The bear then was taxidermied and passed around till he finally was placed in his final home of a tourist trap in Kentucky known as the Kentucky Fun Mall. 

This movie, however, tells a different story that runs with the absurdity such a situation could entail. 

Beginning with an accurate reenactment regarding the first part of the real life story, the film takes the opportunity to take a sharp turn into comedy. As the camera pans over vast shots of the wilderness, a quote materializes on screen: “Black Bears are not motivated territorially. They will seldom attack humans in their vicinity. When they do attack, victims have a higher chance of surviving by fighting back rather than submitting.” It is from Wikipedia. A site that can be edited by anyone. That quote alone sets up that this film isn’t going to be following true facts and It’s purposely written as a comedy/thriller and it follows that promise pretty well. 

Despite these comedic themes, the actual number of laughs in this film are limited, with many feeling out of place at times. As a thriller, however, it holds up. 

“Cocaine Bear” may not be a go to for horror junkie’s, but the film does hold its end of the bargain, keeping the viewer on the edge of their seat. With a bear as the killer, the gore factor is up in the air. Will it be similar to a bear attack, and feel like watching a dark, cometic documentary? Or will it follow many horror kills and add some that shock the viewer. “Cocaine Bear” does both. Starting as more stylized like a dark documentary, to more shocking kills before returning to documentary roots. In fact the kills grow in graphicness as the movie goes forth as well as the quality of the effects, with the first kill being a simple effect and more off screen to one of the final kills being so graphic that it’s only seen for a second in darkness before disappearing. 

Director Elizabeth Banks stated in an interview that despite the incredible prosthetics and close up it was cut.
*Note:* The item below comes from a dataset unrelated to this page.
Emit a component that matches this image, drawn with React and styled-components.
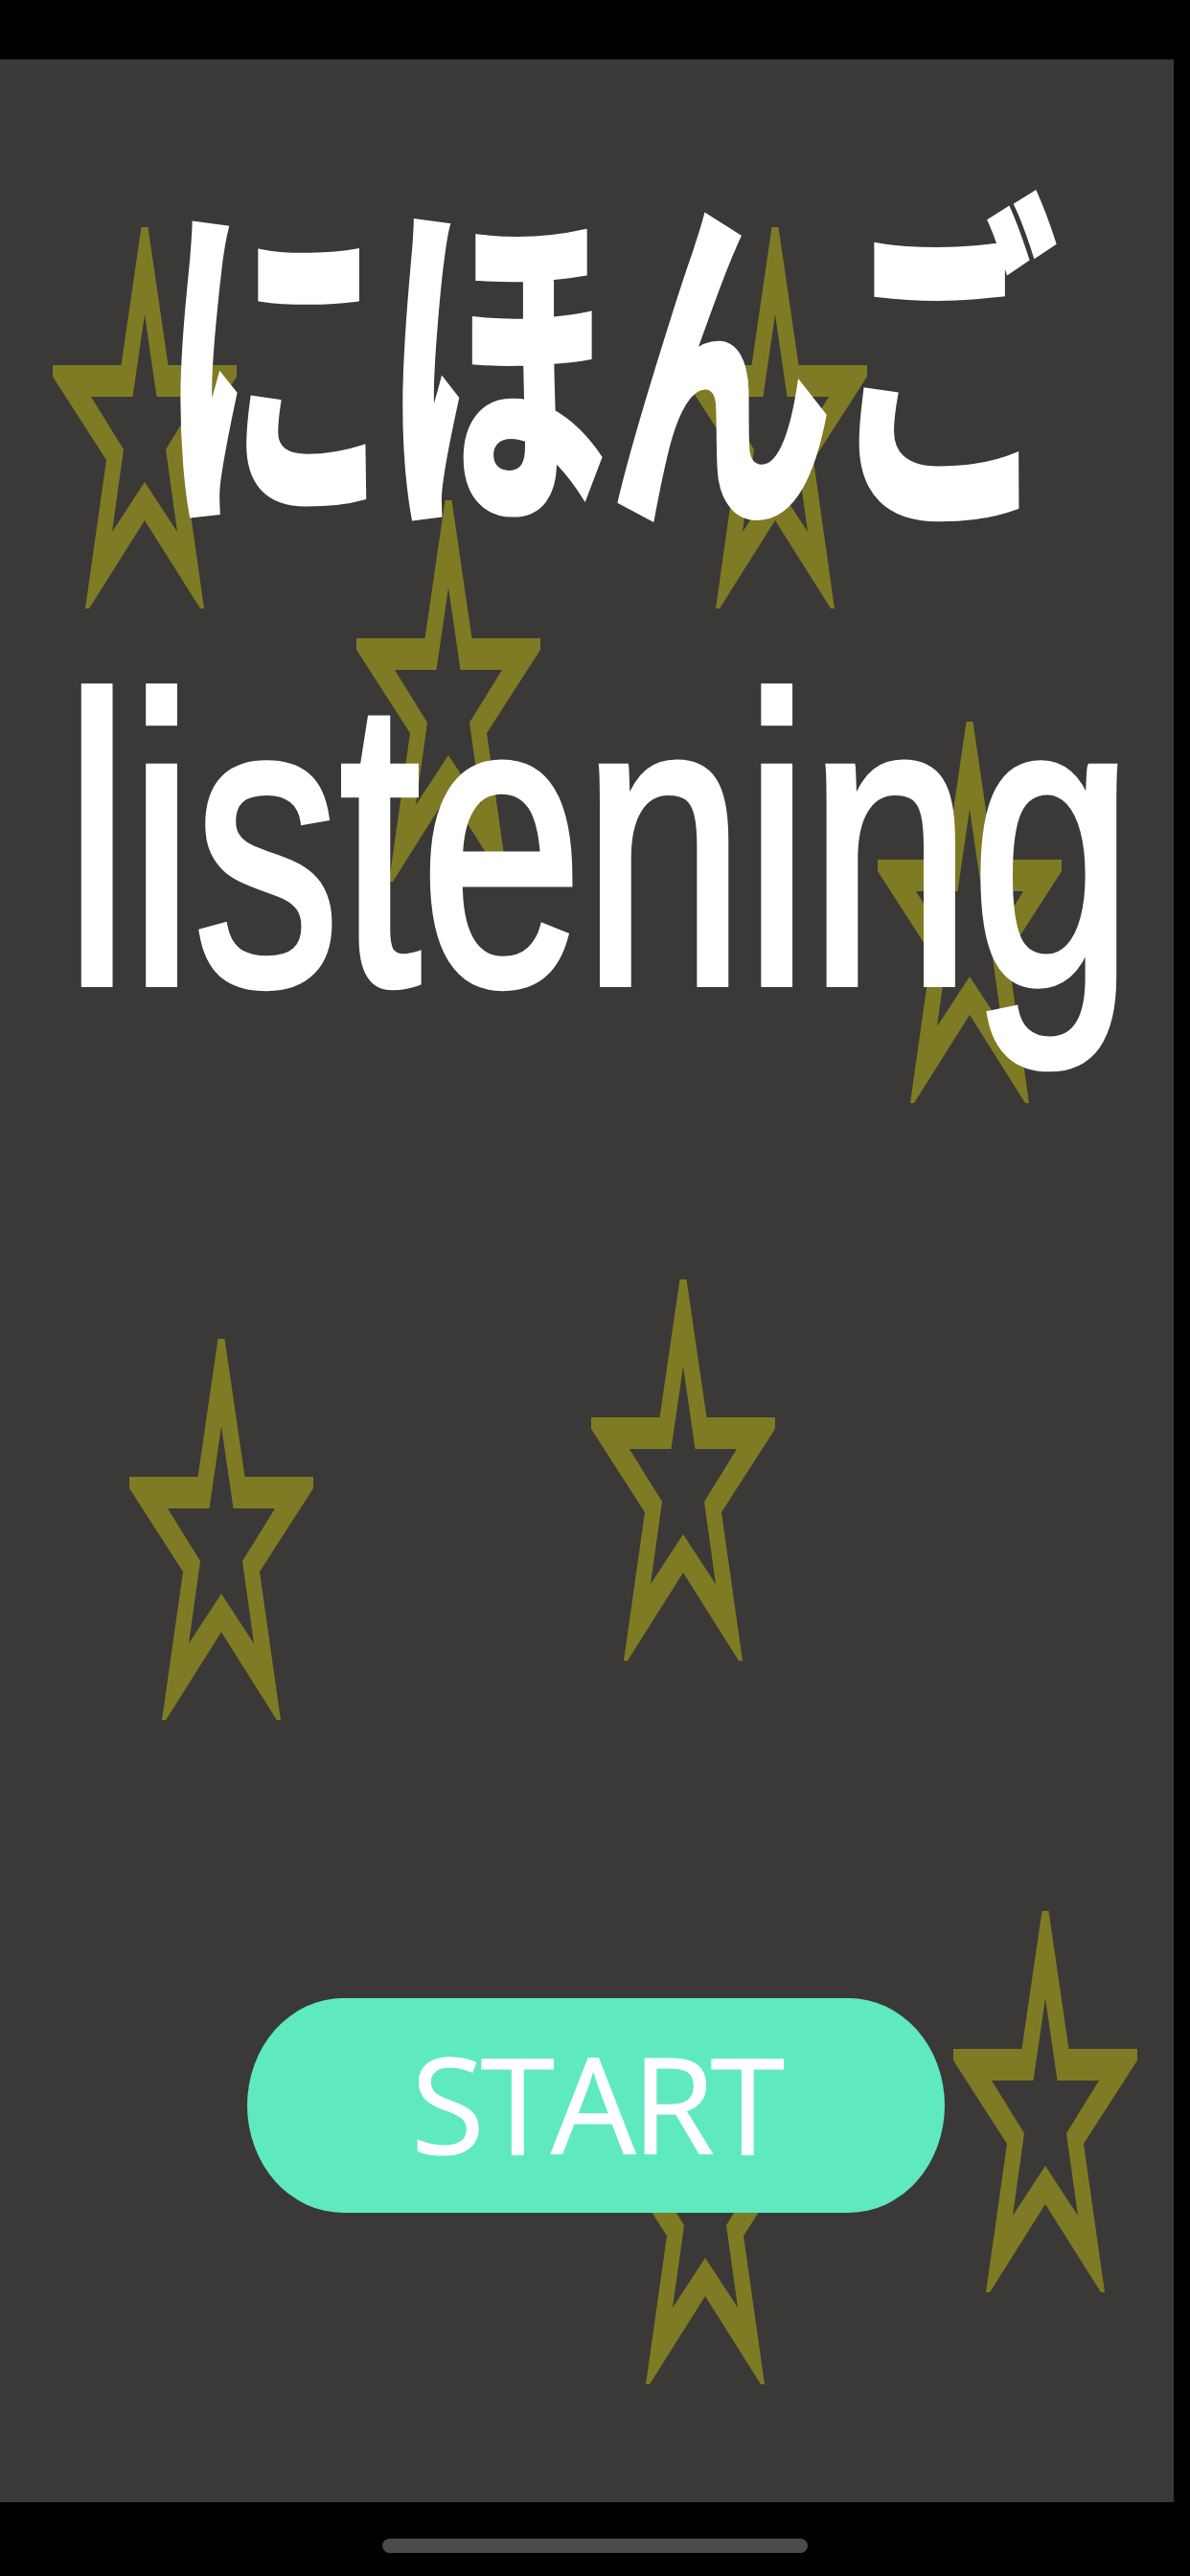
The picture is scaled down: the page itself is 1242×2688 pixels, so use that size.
import React from "react";
import styled, { createGlobalStyle } from "styled-components";

const GlobalStyle = createGlobalStyle`
  html, body {
    margin: 0;
    padding: 0;
    background: #000;
  }
  #root {
    width: 1242px;
  }
`;

const Screen = styled.div`
  width: 1242px;
  height: 2688px;
  background: #000;
  display: flex;
  flex-direction: column;
  overflow: hidden;
`;

const StatusBar = styled.div`
  height: 62px;
  flex-shrink: 0;
`;

const Stage = styled.main`
  position: relative;
  flex: 1;
  margin-right: 17px;
  background: #3a3937;
  display: flex;
  flex-direction: column;
  align-items: center;
  overflow: hidden;
`;

const StarMark = styled.svg`
  position: absolute;
  left: ${(p) => p.$x}px;
  top: ${(p) => p.$y}px;
  width: 192px;
  height: 398px;
  z-index: 0;
`;

const JapaneseTitle = styled.h1`
  position: relative;
  z-index: 1;
  margin: 182px 0 0;
  padding-left: 45px;
  height: 236px;
  font: 700 234px/1 "Noto Sans CJK JP", sans-serif;
  color: #fff;
  -webkit-text-stroke: 5px #fff;
  white-space: nowrap;
  transform: scaleY(1.57);
`;

const EnglishTitle = styled.p`
  position: relative;
  z-index: 1;
  margin: 186px 0 0;
  padding-left: 25px;
  height: 306px;
  font: 400 304px/1 "Liberation Sans", Arial, sans-serif;
  color: #fff;
  -webkit-text-stroke: 6px #fff;
  white-space: nowrap;
  transform: scaleY(1.4);
  transform-origin: 50% 0;
`;

const StartButton = styled.button`
  position: relative;
  z-index: 1;
  margin: auto 0 302px 19px;
  width: 728px;
  height: 224px;
  padding: 0 0 6px;
  border: none;
  border-radius: 100px / 112px;
  background: #5fe9c1;
  color: #fff;
  font: 400 140px/1 "Open Sans", sans-serif;
  letter-spacing: -4px;
  -webkit-text-stroke: 1px #fff;
`;

const HomeBar = styled.div`
  height: 77px;
  flex-shrink: 0;
  box-sizing: border-box;
  padding-top: 38px;
  display: flex;
  justify-content: center;
`;

const HomeIndicator = styled.div`
  width: 444px;
  height: 15px;
  border-radius: 8px;
  background: #4a4a4a;
`;

// scattered outline stars, top-left corners in stage coords
const stars = [
  { x: 55, y: 175 },
  { x: 713, y: 175 },
  { x: 372, y: 460 },
  { x: 916, y: 691 },
  { x: 135, y: 1335 },
  { x: 617, y: 1273 },
  { x: 995, y: 1932 },
  { x: 640, y: 2028 },
];

const STAR_PATH =
  "M92.5 0 L99.5 0 L120.5 144 L192 144 L192 156 L136 243 L158 398 L154 398 L96 306 L38 398 L34 398 L56 243 L0 156 L0 144 L71.5 144 Z " +
  "M96 91 L108.5 177 L152 177 L118 232 L130 318 L96 266 L62 318 L74 232 L40 177 L83.5 177 Z";

const Star = ({ x, y }) => (
  <StarMark $x={x} $y={y} viewBox="0 0 192 398" preserveAspectRatio="none">
    <path d={STAR_PATH} fill="#7e7b24" fillRule="evenodd" />
  </StarMark>
);

const App = () => {
  return (
    <>
      <GlobalStyle />
      <Screen>
        <StatusBar />
        <Stage>
          {stars.map((s, i) => (
            <Star key={i} x={s.x} y={s.y} />
          ))}
          <JapaneseTitle>にほんご</JapaneseTitle>
          <EnglishTitle>listening</EnglishTitle>
          <StartButton>START</StartButton>
        </Stage>
        <HomeBar>
          <HomeIndicator />
        </HomeBar>
      </Screen>
    </>
  );
};

export default App;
She hopes a director’s cut will allow this scene to get the credit it deserves.

“Cocaine Bear” can only be described as Yogi Bear if he was placed in the wild ride of the 80s. It’s a chaotic movie with twists and turns that make for a unique viewing experience. 
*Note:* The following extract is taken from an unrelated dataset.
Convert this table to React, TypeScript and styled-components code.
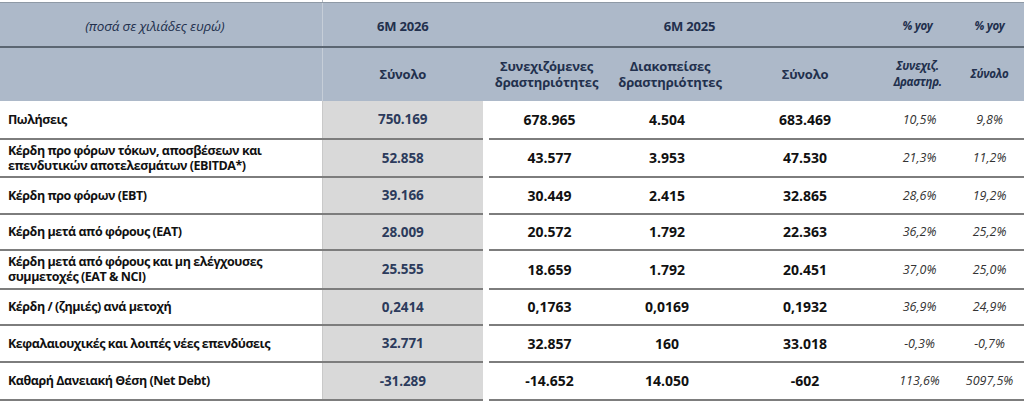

It’s not the greatest horror film but is a fun film for friends looking for a good time, leaving them screaming with insanity. It’s insanity has allowed it to get it’s spotlight, being nominated for Best Villain in MTV’s Movie and TV Awards, alongside “M3gan,” Wanda from “Doctor Strange in the Multiverse of Madness,” Vecna from “Stranger Things” and even Harry Styles in his film “Don’t Worry Darling.” 

This bear is taking on the world with her insane, fun filled film. Watch her rampage in theaters now.